Penale

Pene pecuniarie, riscosso solo il 2%: delega ampia per renderle effettive

Procedimento esecutivo da razionalizzare. «Sconto» al rito alternativo

di Fabio Fiorentin

La delega penale (legge 134/2021) porta un intervento di ampio respiro sulla pena pecuniaria: una riforma nei termini che già la Corte costituzionale auspicava per «restituire effettività alla pena pecuniaria, anche attraverso una revisione degli attuali, farraginosi meccanismi di esecuzione» (sentenza 15/2020). Il problema dell’ineffettività della pena pecuniaria è, in effetti, allarmante: la quota delle pene pecuniarie effettivamente riscosse si attesta, infatti, tra l’1% e il 2%, con una perdita annuale per le casse statali di oltre un miliardo di euro.

A fronte di questa situazione, il Parlamento ha conferito al Governo una delega particolarmente ampia: una sorta di “carta bianca” (ai limiti della genericità) per «razionalizzare e semplificare il procedimento esecutivo delle pene pecuniarie», sia sul versante giudiziario che su quello amministrativo.

Alcune modifiche riguarderanno sia la pena pecuniaria quale sanzione principale, sia l’omonima tipologia di sanzione sostitutiva; altre la sola pena pecuniaria sostitutiva. Dal punto di vista generale, si vuole assicurare l’effettiva riscossione delle pene pecuniarie e la loro conversione in caso di mancato pagamento.

Parimenti da rivedere, «secondo criteri di equità, efficienza ed effettività», saranno i meccanismi e la procedura di conversione della pena pecuniaria in caso di mancato pagamento. Da questo punto di vista, l’efficienza del sistema potrebbe essere migliorata eliminando il coinvolgimento del pubblico ministero nella procedura di conversione, riservando la competenza in capo al giudice dell’esecuzione, evitando il passaggio dal magistrato di sorveglianza, alla radice di ritardi e inutili appesantimenti della procedura.

Inoltre, la delega prevede di estendere l’area di applicabilità della pena pecuniaria quale sanzione sostitutiva: potrà essere applicata in sostituzione della pena detentiva fino a un anno, rispetto agli attuali sei mesi. La sostituzione avverrà secondo il modello della quota giornaliera che non prevede più un valore minimo ma solo un massimo «non eccedente 2.500 euro». Se la sostituzione avviene con decreto penale di condanna, il valore della quota non potrà eccedere 250 euro, così da incentivare il ricorso a questo rito alternativo. In un’ottica di effettività, per la pena pecuniaria sostitutiva la delega prevede l’esclusione della sospensione condizionale.

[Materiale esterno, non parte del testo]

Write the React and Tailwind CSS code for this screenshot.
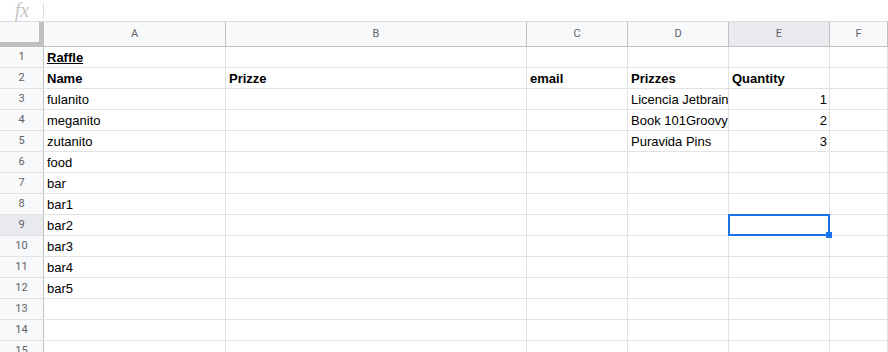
import React from "react";

const cols = [
  { key: "A", w: "w-[182px]" },
  { key: "B", w: "w-[301px]" },
  { key: "C", w: "w-[101px]" },
  { key: "D", w: "w-[101px]" },
  { key: "E", w: "w-[101px]" },
  { key: "F", w: "flex-1" },
];

const data = {
  1: { A: { t: "Raffle", b: true, u: true } },
  2: {
    A: { t: "Name", b: true },
    B: { t: "Prizze", b: true },
    C: { t: "email", b: true },
    D: { t: "Prizzes", b: true },
    E: { t: "Quantity", b: true },
  },
  3: { A: { t: "fulanito" }, D: { t: "Licencia Jetbrains" }, E: { t: "1", r: true } },
  4: { A: { t: "meganito" }, D: { t: "Book 101Groovy" }, E: { t: "2", r: true } },
  5: { A: { t: "zutanito" }, D: { t: "Puravida Pins" }, E: { t: "3", r: true } },
  6: { A: { t: "food" } },
  7: { A: { t: "bar" } },
  8: { A: { t: "bar1" } },
  9: { A: { t: "bar2" } },
  10: { A: { t: "bar3" } },
  11: { A: { t: "bar4" } },
  12: { A: { t: "bar5" } },
};

export default function App() {
  const rows = Array.from({ length: 15 }, (_, i) => i + 1);
  return (
    <div className="w-[888px] h-[352px] overflow-hidden bg-white font-['Liberation_Sans',Arial,sans-serif]">
      {/* formula bar */}
      <div className="h-[22px] flex items-center border-b border-[#dadce0]">
        <div className="w-[43px] flex justify-center items-center h-full">
          <span className="font-['Liberation_Serif',serif] italic text-[20px] leading-none text-[#c6c6c6] -mt-[2px] pl-[1px]">fx</span>
        </div>
        <div className="w-[1px] h-[16px] bg-[#dadce0]" />
      </div>
      {/* column headers */}
      <div className="flex h-[25px] bg-[#f8f9fa] border-b border-[#c0c0c0]">
        <div className="w-[44px] h-full relative border-r border-[#c0c0c0]">
          <div className="absolute right-0 top-0 bottom-0 w-[4px] bg-[#c0c0c0]" />
          <div className="absolute left-0 right-0 bottom-0 h-[4px] bg-[#c0c0c0]" />
        </div>
        {cols.map((c) => (
          <div
            key={c.key}
            className={`${c.w} shrink-0 h-full flex items-center justify-center border-r border-[#c0c0c0] font-['Roboto',sans-serif] text-[11px] text-[#5f6368] ${c.key === "E" ? "bg-[#e8eaed]" : ""}`}
          >
            {c.key}
          </div>
        ))}
      </div>
      {/* rows */}
      {rows.map((r) => (
        <div key={r} className="flex h-[21px] border-b border-[#e2e2e3]">
          <div
            className={`w-[44px] shrink-0 h-full flex items-center justify-center border-r border-[#c0c0c0] font-['Roboto',sans-serif] text-[11px] text-[#5f6368] ${r === 9 ? "bg-[#e8eaed]" : "bg-[#f8f9fa]"}`}
          >
            {r}
          </div>
          {cols.map((c) => {
            const cell = data[r] && data[r][c.key];
            const sel = r === 9 && c.key === "E";
            return (
              <div
                key={c.key}
                className={`${c.w} shrink-0 h-full relative border-r border-[#e2e2e3]`}
              >
                <div
                  className={`h-full overflow-hidden flex items-end pb-[1px] pl-[3px] pr-[2px] text-[13px] leading-[16px] text-black ${cell && cell.r ? "justify-end" : ""}`}
                >
                  {cell && (
                    <span className={`whitespace-nowrap ${cell.b ? "font-bold" : ""} ${cell.u ? "underline" : ""}`}>{cell.t}</span>
                  )}
                </div>
                {sel && (
                  <div className="absolute -top-[1px] -left-[1px] -right-[1px] -bottom-[1px] z-10 border-2 border-[#1a73e8]">
                    <div className="absolute -right-[4px] -bottom-[4px] w-[6px] h-[6px] bg-[#1a73e8]" />
                  </div>
                )}
              </div>
            );
          })}
        </div>
      ))}
    </div>
  );
}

La delega si discosta dalle proposte della commissione Lattanzi su alcuni rilevanti profili. Anzitutto, non recepisce l’idea di generalizzare il sistema delle quote giornaliere (sul modello tedesco), estendendolo anche alle pene pecuniarie principali (multa e ammenda), che restano dunque strutturate sull’irrogazione di una somma complessiva determinata alla luce dei criteri dell’articolo 133-bis del Codice penale, forse anche per il timore che il modello dei tassi giornalieri - fondato prevalentemente sulle condizioni economiche del reo piuttosto che sulla gravità del reato - avrebbe potuto generare una difformità eccessiva della sanzione applicata per reati di pari gravità, ingenerando una percezione di ingiustizia nociva per la credibilità del sistema. Né la delega ha accolto la proposta della commissione di determinare il valore giornaliero da versare tra 1 e 1.000 euro, nel caso in cui la pena pecuniaria sostituisse quella detentiva in sede di patteggiamento, per “spingere” ulteriormente verso il rito speciale, a fini deflattivi.